Lydia persiste. Elle a droit à sa part de bonheur elle aussi. Lydia rejetée à nouveau.
Et c’est là que tout bascule.
L’escalade n’est plus enrayable. Jusqu’à cette scène à l’hôtel ou l’on ne peut que souffrir avec elle. Certes on la condamne pour ses actes mais il est difficile de ne pas ressentir une grande empathie pour cette femme broyée par son manque d’amour.
Elle paiera… Et sa vie sera peut-être meilleure. La fin du film laisse ouvert le champ des possibles.
Ce bel ouvrage de cinéma nous laisse avec mille questions. Qu’est-ce que la maternité ? Faut-il mettre un enfant au monde pour naître parents ? Jusqu’où une grande solitude peut-elle nous mener ? Qu’est ce qui va soudainement faire basculer une vie ? Des questions sur l’illusion, le mensonge…
Le film est très fort et puissant par la façon dont il nous malmène avec une grande intelligence et une parfaite maitrise. Iris Kaltenbach et ses comédiens sont si justes, si réels que l’on pourrait se croire dans une docu fiction de grande qualité.
Les scènes à la maternité sont réelles et l’on ne peut en douter. Hafsia Herzi qui joue Lydia dans sa grande simplicité de jeu arrive à nous permettre de ressentir la tempête émotionnelle qui l’anime. Tout cela de façon subtile, avec un jeu très fin et efficace.
L’une des belles idées du film également est la voix off (celle de Milos) qui raconte les faits après le procès apprend – on très vite.

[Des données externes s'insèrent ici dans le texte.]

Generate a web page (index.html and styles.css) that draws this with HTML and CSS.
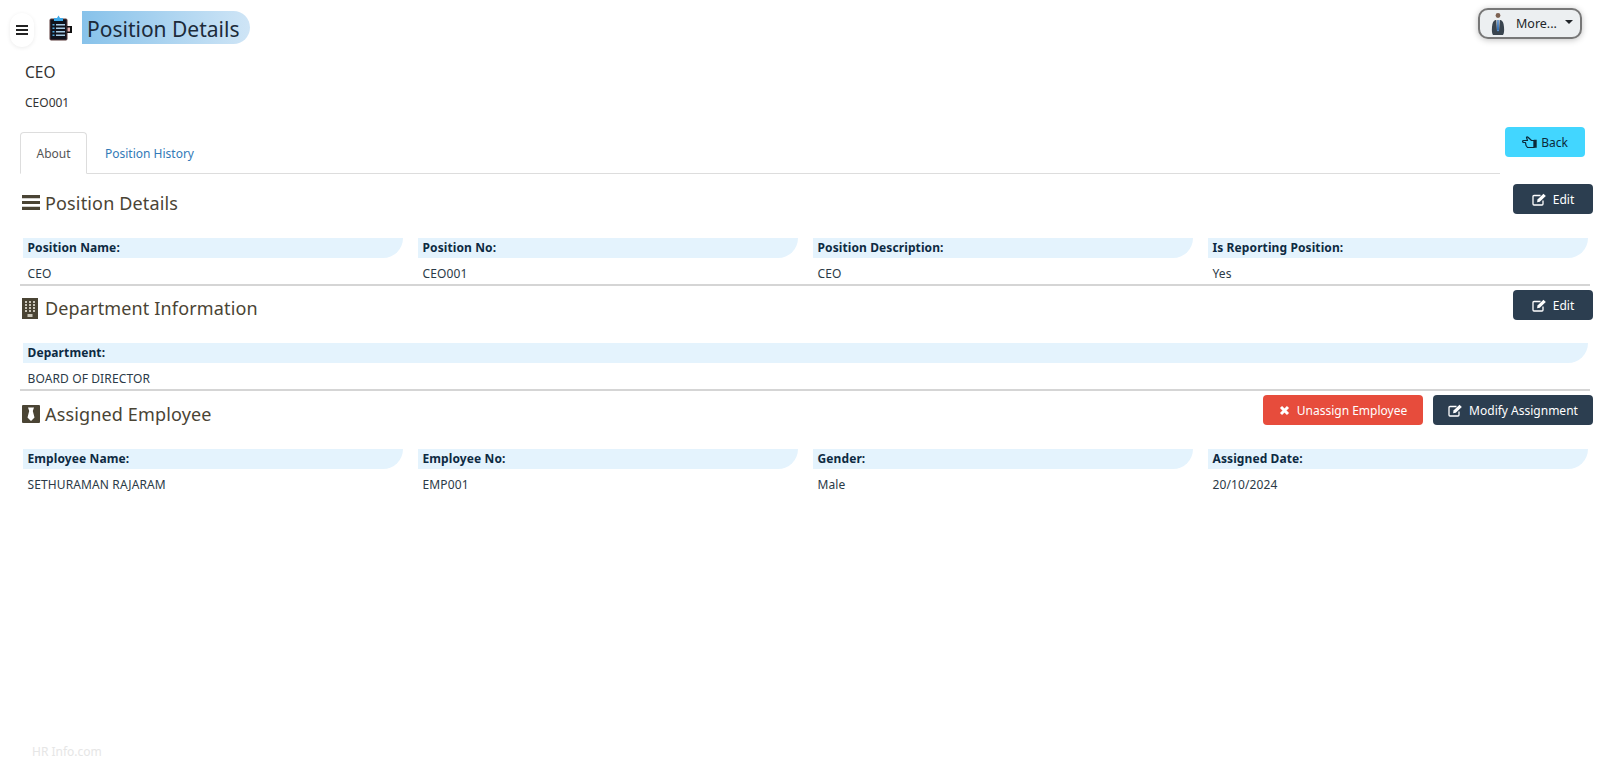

J’écris plusieurs semaines après avoir vu le film et il est encore très présent en moi. Bousculée, je le suis encore des semaines après et j’aime ce que ce film a laissé en moi.
Ces questions en suspens, ces doutes, le plaisir d’avoir vu un bon et beau film d’une réalisatrice qui risque de nous bousculer encore.
La joie et le plaisir de m’être laissé embarquer toutes émotions dehors et un nouveau film à ajouter à mes films de l’année.